Tax Tips to Get the Most from Your Charitable Contributions

Tax Day 2017 is Tuesday, April 18

by Judi SteadmanDirector of Individual & Planned Giving,
Susan G. Komen San Diego

Tax day is quickly approaching. As you are gathering all your information to file your taxes don’t forget about the gifts you have made over the past year to your favorite charity. Charitable contributions made to qualified organizations can help to lower your tax bill.

Here are a few tips to help make sure you get the maximum benefit from your contributions on your tax return:

1. In order to get a legitimate tax deduction your gift must be made to a qualified organization! If you are unsure if the organization qualifies, then take a look at IRS Publication 526 for what the rules are on what constitutes a qualified organization.

2. You have to file Form 1040 and itemize your gifts on Schedule A if you want to deduct a charitable contribution.

3. On gifts of that you made like sporting event tickets, merchandise or other goods and services you can only deduct the amount that exceeds the fair market value of whatever benefit was received.

4. If you made a donation of stock or other non-cash property – these are normally valued at what the fair market value** would be. If you donate clothing or household goods – they must be in very good condition to be deductible. If your total deduction for all noncash contributions for the year is over $500, you have to complete and attach IRS Form 8283, Noncash Charitable Contributions, to your return as well.

5. If you are donating an item that is valued at more than $5,000 you must also complete Section B of Form 8283, which requires that the item or items be appraised by a qualified appraiser.

6. In order to be able to deduct a contribution made of cash, check or other monetary gifts (like a wire transfer), you must maintain a bank record, payroll deduction records or a written communication from the organization containing the name of the organization, the date of the contribution and amount of the contribution. For text message donations, a telephone bill will meet the record-keeping requirement if it shows the name of the receiving organization, the date of the contribution, and the amount given.

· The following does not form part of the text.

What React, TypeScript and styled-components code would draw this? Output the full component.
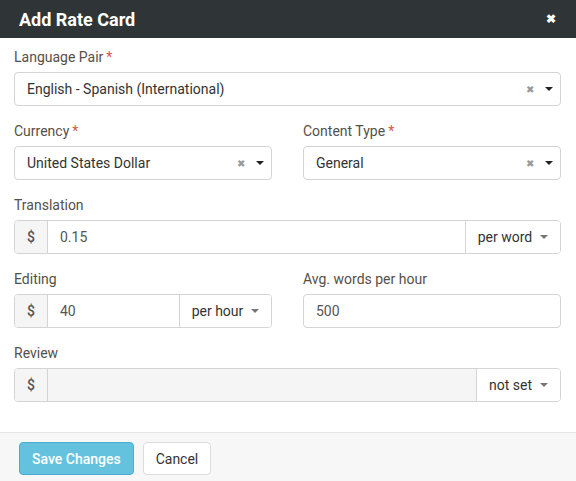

** Fair market value is generally the price at which property would change hands between a willing buyer and a willing seller, neither having to buy or sell, and both having reasonable knowledge of all the relevant facts. For information on determining value, you can look at Publication 561, Determining the Value of Donated Property. All the forms and publications mentioned here are available at http://www.irs.gov

Consider making a donation to Susan G. Komen San Diego today!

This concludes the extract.